Rows from a dataset of pages and code
******************************
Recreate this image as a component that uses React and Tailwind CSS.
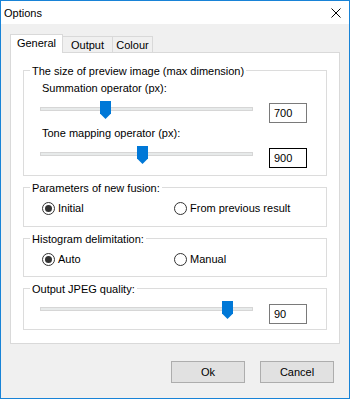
import React from "react";

function Thumb({ pos }) {
  return (
    <svg
      className={`absolute top-0 ${pos}`}
      width="11"
      height="18"
      viewBox="0 0 11 18"
    >
      <path d="M0 0H11V12.5L5.5 18L0 12.5Z" fill="#0078d7" />
    </svg>
  );
}

function SliderRow({ pos, value, focused = false, boxTop = "mt-[2px]" }) {
  return (
    <div className="flex items-start">
      <div className="relative ml-[16px] h-[18px] w-[213px]">
        <div className="mt-[6px] h-[4px] w-full border border-[#d6d6d6] bg-[#e7eaea]" />
        <Thumb pos={pos} />
      </div>
      <div
        className={`ml-[16px] ${boxTop} flex h-[20px] w-[38px] items-center border bg-white pl-[4px] ${
          focused ? "border-[#000]" : "border-[#7a7a7a]"
        }`}
      >
        {value}
      </div>
    </div>
  );
}

function Radio({ label, checked = false, width = "" }) {
  return (
    <div className={`flex items-center ${width}`}>
      <span className="flex h-[13px] w-[13px] items-center justify-center rounded-full border border-[#333]">
        {checked && <span className="h-[7px] w-[7px] rounded-full bg-[#333]" />}
      </span>
      <span className="ml-[3px]">{label}</span>
    </div>
  );
}

function Group({ title, className = "", children }) {
  return (
    <div className={`mx-[12px] border border-[#dcdcdc] ${className}`}>
      <div className="-mt-[7px] ml-[6px] w-fit bg-white px-[2px] leading-[14px]">
        {title}
      </div>
      {children}
    </div>
  );
}

export default function App() {
  return (
    <div className="flex h-[399px] w-[350px] flex-col border border-[#1883d7] bg-white font-['Liberation_Sans',Arial,sans-serif] text-[11px] leading-[14px] text-black">
      {/* title bar */}
      <div className="flex h-[23px] items-center justify-between pl-[3px] pr-[8px]">
        <span className="text-[11px]">Options</span>
        <svg width="10" height="10" viewBox="0 0 10 10">
          <path d="M0.5 0.5L9.5 9.5M9.5 0.5L0.5 9.5" stroke="#000" strokeWidth="1" />
        </svg>
      </div>

      <div className="flex flex-1 flex-col bg-[#f0f0f0] px-[9px]">
        {/* tabs */}
        <div className="flex h-[28px] items-end">
          <div className="relative z-10 -mb-px flex h-[19px] w-[53px] items-center justify-center border border-b-0 border-[#d9d9d9] bg-white pb-[2px]">
            General
          </div>
          <div className="flex h-[16px] w-[50px] items-center justify-center border border-b-0 border-l-0 border-[#d9d9d9]">
            Output
          </div>
          <div className="flex h-[16px] w-[40px] items-center justify-center border border-b-0 border-l-0 border-[#d9d9d9]">
            Colour
          </div>
        </div>

        {/* panel */}
        <div className="flex h-[292px] flex-col border border-[#d9d9d9] bg-white">
          <Group title="The size of preview image (max dimension)" className="mt-[17px] pb-[7px]">
            <div className="mt-[3px] pl-[18px]">Summation operator (px):</div>
            <div className="mt-[6px]">
              <SliderRow pos="left-[60px]" value="700" />
            </div>
            <div className="mt-[3px] pl-[18px]">Tone mapping operator (px):</div>
            <div className="mt-[6px]">
              <SliderRow pos="left-[97px]" value="900" focused />
            </div>
          </Group>

          <Group title="Parameters of new fusion:" className="mt-[11px] pb-[11px]">
            <div className="mt-[6px] flex h-[14px] items-center pl-[18px]">
              <Radio label="Initial" checked width="w-[132px]" />
              <Radio label="From previous result" />
            </div>
          </Group>

          <Group title="Histogram delimitation:" className="mt-[11px] pb-[10px]">
            <div className="mt-[6px] flex h-[14px] items-center pl-[18px]">
              <Radio label="Auto" checked width="w-[132px]" />
              <Radio label="Manual" />
            </div>
          </Group>

          <Group title="Output JPEG quality:" className="mt-[11px] pb-[5px]">
            <div className="mt-[5px]">
              <SliderRow pos="left-[182px]" value="90" boxTop="mt-[3px]" />
            </div>
          </Group>
        </div>

        {/* buttons */}
        <div className="mt-[17px] flex justify-end gap-[15px] pr-[6px]">
          <button className="h-[22px] w-[74px] border border-[#adadad] bg-[#e1e1e1]">Ok</button>
          <button className="h-[22px] w-[74px] border border-[#adadad] bg-[#e1e1e1]">Cancel</button>
        </div>
      </div>
    </div>
  );
}
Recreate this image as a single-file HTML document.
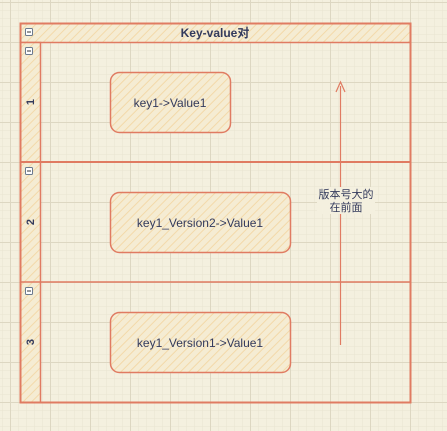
<!DOCTYPE html>
<html><head><style>
body{margin:0;width:447px;height:431px;overflow:hidden;background:#f4f0df;font-family:"Liberation Sans","Noto Sans CJK SC",sans-serif;}
</style></head><body>
<svg width="447" height="431" xmlns="http://www.w3.org/2000/svg" style="position:absolute;left:0;top:0">
<defs>
<pattern id="m" width="8" height="8" patternUnits="userSpaceOnUse" x="2" y="2"><path d="M0 0H8M0 0V8" stroke="#e9e4d0" stroke-width="1" fill="none"/></pattern>
<pattern id="M" width="40" height="40" patternUnits="userSpaceOnUse" x="10" y="2"><path d="M0 0.5H40M0.5 0V40" stroke="#ddd7c2" stroke-width="1" fill="none"/></pattern>
<pattern id="h" width="6" height="6" patternUnits="userSpaceOnUse" patternTransform="rotate(45)"><rect width="6" height="6" fill="#f5ecd3"/><line x1="0" y1="0" x2="0" y2="6" stroke="#f3d9a9" stroke-width="2"/></pattern>
</defs>
<rect width="447" height="431" fill="url(#m)"/>
<rect width="447" height="431" fill="url(#M)"/>
<g stroke="#e07b62" stroke-width="1.5">
<rect x="20.5" y="23.5" width="390" height="19" fill="url(#h)"/>
<rect x="20.5" y="42.5" width="20" height="360" fill="url(#h)"/>
<rect x="20.5" y="23.5" width="390" height="379" fill="none" stroke-width="2"/>
<line x1="20" y1="162" x2="410" y2="162" stroke-width="2"/>
<line x1="20" y1="282" x2="410" y2="282" stroke-width="1.5"/>
<rect x="110.5" y="72.5" width="120" height="60" rx="9" fill="url(#h)"/>
<rect x="110.5" y="192.5" width="180" height="60" rx="9" fill="url(#h)"/>
<rect x="110.5" y="312.5" width="180" height="60" rx="9" fill="url(#h)"/>
<line x1="340.5" y1="345" x2="340.5" y2="86" stroke-width="1.2"/>
<path d="M336 92 L340.5 82 L345 92" fill="none" stroke-width="1.2"/>
</g>
<rect x="317" y="187" width="58" height="27" fill="#f4f0df"/>
<g fill="#fff" stroke="#6b7a8f" stroke-width="1">
<rect x="25.5" y="28.5" width="7" height="7" rx="1"/><rect x="25.5" y="47.5" width="7" height="7" rx="1"/>
<rect x="25.5" y="167.5" width="7" height="7" rx="1"/><rect x="25.5" y="287.5" width="7" height="7" rx="1"/>
</g>
<g stroke="#333" stroke-width="1"><line x1="27" y1="32" x2="31" y2="32"/><line x1="27" y1="51" x2="31" y2="51"/><line x1="27" y1="171" x2="31" y2="171"/><line x1="27" y1="291" x2="31" y2="291"/></g>
<g fill="#333a5c" font-size="12" text-anchor="middle">
<text x="215" y="37" font-weight="bold" font-size="12">Key-value对</text>
<text x="170" y="107">key1-&gt;Value1</text>
<text x="200" y="227">key1_Version2-&gt;Value1</text>
<text x="200" y="347">key1_Version1-&gt;Value1</text>
<text x="346" y="198" font-size="11">版本号大的</text>
<text x="346" y="211" font-size="11">在前面</text>
<g font-weight="bold" font-size="11"><text transform="translate(30,102) rotate(-90)" dy="4">1</text>
<text transform="translate(30,222) rotate(-90)" dy="4">2</text>
<text transform="translate(30,342) rotate(-90)" dy="4">3</text></g>
</g>
</svg>
</body></html>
******************************
Lines containing the word "this" must all be returned from the material above.

Recreate this image as a component that uses React and Tailwind CSS.
Recreate this image as a single-file HTML document.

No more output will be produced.